Summer Olympics not wet. I do not know if it reblooms because anything that does in the fall is dead for good around here so we do not encourage rebloom in Maine. Sept 1st for me is frost time and further Down East is even a shorter bloom season. We feed in late July or very early Sept in a way not to encourage rebloom. Maine Iris Society is very much advising us not to encourage it or the plant will not survive. So far every plant that has rebloomed in my garden never bloomed again. Most vulnerable time for an iris is bloom time.
This message was edited Jun 7, 2008 2:00 AM
You have a lovely garden, Mainer. We all have spots that need work. Or at least I know I do! Mine is a work in progress.
Does your Summer O. rebloom?
I thought it was suppose to be a rebloomer. Maybe not. I like mine anyway.
Teresa
Mainer, your property is beautiful! I really love your irises and your raised beds are just stunning!

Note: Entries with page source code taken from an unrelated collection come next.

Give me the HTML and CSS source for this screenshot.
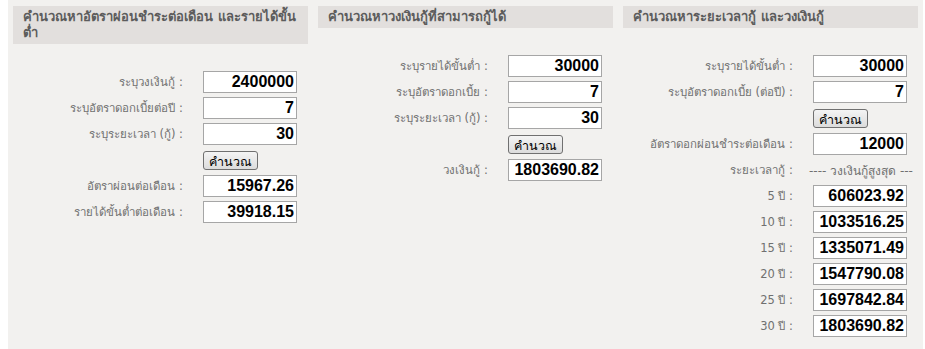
FILE: index.html
```html
<!DOCTYPE html>
<html lang="th">
<head>
    <meta charset="UTF-8">
    <title>คำนวณเงินกู้</title>
    <link rel="stylesheet" href="styles.css">
</head>
<body>

    <div class="page">

        <div class="col">
            <div class="head">คำนวณหาอัตราผ่อนชำระต่อเดือน และรายได้ขั้นต่ำ</div>
            <div class="form">
                <label>ระบุวงเงินกู้ :</label><input class="num" value="2400000">
                <label>ระบุอัตราดอกเบี้ยต่อปี :</label><input class="num" value="7">
                <label>ระบุระยะเวลา (กู้) :</label><input class="num" value="30">
                <span></span><div><button class="calc">คำนวณ</button></div>
                <label>อัตราผ่อนต่อเดือน :</label><input class="num" value="15967.26">
                <label>รายได้ขั้นต่ำต่อเดือน :</label><input class="num" value="39918.15">
            </div>
        </div>

        <div class="col">
            <div class="head">คำนวณหาวงเงินกู้ที่สามารถกู้ได้</div>
            <div class="form">
                <label>ระบุรายได้ขั้นต่ำ :</label><input class="num" value="30000">
                <label>ระบุอัตราดอกเบี้ย :</label><input class="num" value="7">
                <label>ระบุระยะเวลา (กู้) :</label><input class="num" value="30">
                <span></span><div><button class="calc">คำนวณ</button></div>
                <label>วงเงินกู้ :</label><input class="num" value="1803690.82">
            </div>
        </div>

        <div class="col">
            <div class="head">คำนวณหาระยะเวลากู้ และวงเงินกู้</div>
            <div class="form">
                <label>ระบุรายได้ขั้นต่ำ :</label><input class="num" value="30000">
                <label>ระบุอัตราดอกเบี้ย (ต่อปี) :</label><input class="num" value="7">
                <span></span><div><button class="calc">คำนวณ</button></div>
                <label>อัตราดอกผ่อนชำระต่อเดือน :</label><input class="num" value="12000">
                <label>ระยะเวลากู้ :</label><span class="note">---- วงเงินกู้สูงสุด ---</span>
                <label>5 ปี :</label><input class="num" value="606023.92">
                <label>10 ปี :</label><input class="num" value="1033516.25">
                <label>15 ปี :</label><input class="num" value="1335071.49">
                <label>20 ปี :</label><input class="num" value="1547790.08">
                <label>25 ปี :</label><input class="num" value="1697842.84">
                <label>30 ปี :</label><input class="num" value="1803690.82">
            </div>
        </div>

    </div>

</body>
</html>
```

FILE: styles.css
```css
* { box-sizing: border-box; }
body { margin: 0; background: #ffffff; font-family: Tahoma, "DejaVu Sans", sans-serif; font-size: 13px; }
.page { display: flex; margin-left: 8px; width: 915px; min-height: 349px; background: #f2f1ef; }
.col { width: 305px; padding: 6px 5px 5px 5px; }
.head { background: #e2dfdd; color: #5c5c5c; font-weight: bold; font-size: 13px; line-height: 16px; padding: 3px 10px; }
.form { display: grid; grid-template-columns: 170px 94px; column-gap: 20px; row-gap: 4px; margin-top: 27px; grid-auto-rows: 22px; align-items: center; }
.form label { text-align: right; color: #707070; font-size: 11.5px; white-space: nowrap; }
.num { width: 94px; height: 22px; border: 1px solid #a6a6a6; background: #fff; font: bold 16px "Liberation Sans", Arial, sans-serif; color: #000; text-align: right; padding: 0 2px; margin: 0; }
.calc { height: 19px; padding: 0 5px; font-family: Tahoma, "DejaVu Sans", sans-serif; font-size: 12.5px; color: #000; border: 1px solid #707070; border-radius: 3px; background: linear-gradient(#f4f4f4, #dcdcdc); }
.note { color: #707070; font-size: 12px; white-space: nowrap; margin-left: -4px; }
```
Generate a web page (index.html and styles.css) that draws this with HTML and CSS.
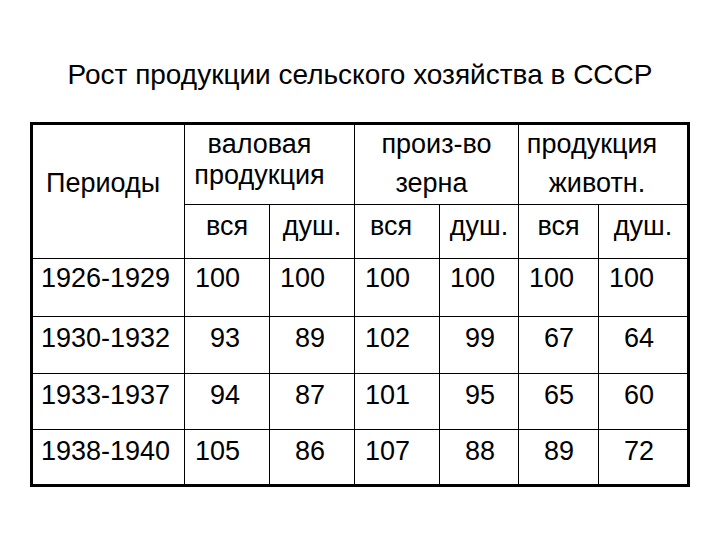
FILE: index.html
```html
<!DOCTYPE html>
<html lang="ru">
<head>
<meta charset="utf-8">
<title>Рост продукции сельского хозяйства в СССР</title>
<link rel="stylesheet" href="styles.css">
</head>
<body>
<h1 class="title">Рост продукции сельского хозяйства в СССР</h1>
<div class="grid">
  <div class="c periods">Периоды</div>
  <div class="c bl grp g1"><div>валовая</div><div>продукция</div></div>
  <div class="c bl grp g2"><div>произ-во</div><div class="zr">зерна</div></div>
  <div class="c bl grp g3"><div>продукция</div><div class="zv">животн.</div></div>

  <div class="c bl bt sub">вся</div>
  <div class="c bl bt sub">душ.</div>
  <div class="c bl bt sub s4">вся</div>
  <div class="c bl bt sub">душ.</div>
  <div class="c bl bt sub">вся</div>
  <div class="c bl bt sub">душ.</div>

  <div class="c bt per r1">1926-1929</div>
  <div class="c bl bt num r1"><span class="n">100</span></div>
  <div class="c bl bt num r1"><span class="n">100</span></div>
  <div class="c bl bt num r1"><span class="n">100</span></div>
  <div class="c bl bt num r1"><span class="n">100</span></div>
  <div class="c bl bt num r1"><span class="n">100</span></div>
  <div class="c bl bt num r1"><span class="n">100</span></div>

  <div class="c bt per">1930-1932</div>
  <div class="c bl bt num"><span class="n">93</span></div>
  <div class="c bl bt num"><span class="n">89</span></div>
  <div class="c bl bt num"><span class="n">102</span></div>
  <div class="c bl bt num"><span class="n">99</span></div>
  <div class="c bl bt num"><span class="n">67</span></div>
  <div class="c bl bt num"><span class="n">64</span></div>

  <div class="c bt per">1933-1937</div>
  <div class="c bl bt num"><span class="n">94</span></div>
  <div class="c bl bt num"><span class="n">87</span></div>
  <div class="c bl bt num"><span class="n">101</span></div>
  <div class="c bl bt num"><span class="n">95</span></div>
  <div class="c bl bt num"><span class="n">65</span></div>
  <div class="c bl bt num"><span class="n">60</span></div>

  <div class="c bt per">1938-1940</div>
  <div class="c bl bt num"><span class="n">105</span></div>
  <div class="c bl bt num"><span class="n">86</span></div>
  <div class="c bl bt num"><span class="n">107</span></div>
  <div class="c bl bt num"><span class="n">88</span></div>
  <div class="c bl bt num"><span class="n">89</span></div>
  <div class="c bl bt num"><span class="n">72</span></div>
</div>
</body>
</html>
```
FILE: styles.css
```css
html, body {
  margin: 0;
  padding: 0;
  background: #ffffff;
}
body {
  width: 720px;
  height: 540px;
  font-family: "Liberation Sans", Arial, sans-serif;
  color: #000;
}
.title {
  margin: 60px 0 0 0;
  font-size: 28px;
  font-weight: normal;
  line-height: 30px;
  text-align: center;
}
.grid {
  box-sizing: border-box;
  margin: 32px 0 0 30px;
  width: 660px;
  border: 3px solid #000;
  display: grid;
  grid-template-columns: 151px 85px 85px 85px 79px 80px 89px;
  grid-template-rows: 79px 54px 58px 57px 56px 55px;
  font-size: 27px;
  line-height: 31px;
}
.c {
  box-sizing: border-box;
  white-space: nowrap;
}
.bl { border-left: 1px solid #000; }
.bt { border-top: 1px solid #000; }
.periods {
  grid-row: 1 / span 2;
  padding: 43px 0 0 13px;
}
.grp { text-align: center; }
.g1 { grid-column: 2 / span 2; padding: 4px 20px 0 0; }
.g2 { grid-column: 4 / span 2; line-height: 39px; padding-top: 0; }
.g3 { grid-column: 6 / span 2; line-height: 39px; padding-right: 22px; }
.zr { padding-right: 10px; }
.zv { padding-left: 10px; }
.sub {
  text-align: center;
  padding-top: 6px;
}
.s4 { padding-right: 12px; }
.per { padding: 6px 0 0 8px; }
.num { padding: 6px 0 0 10px; }
.r1 { padding-top: 4px; }
.n {
  display: inline-block;
  width: 1.668em;
  text-align: right;
}
```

I am enjoying this so much ,
thank you for sharing your beuitful iris pictures
Spectacular show! Watching this thread unfold is a treat! ^_^
Thanks, now if we do not scare you too much, meet the gardening crew and family. We were putting in a garden for Grandfather's other half. My Grandmother died and so he found someone we love dearly and she had never had a chance to garden in her eighty three years. We fixed that. My Dad, me, my husband and my Mom. Yes Mom is a scamp and is about to water Dad in the photo. Grandfather took the photo.
Mainer, it sounds like your whole family enjoys the gardening thing and have fun while you're at it.
Precious!
Love your picture Julianna. You can see how much fun gardening together is!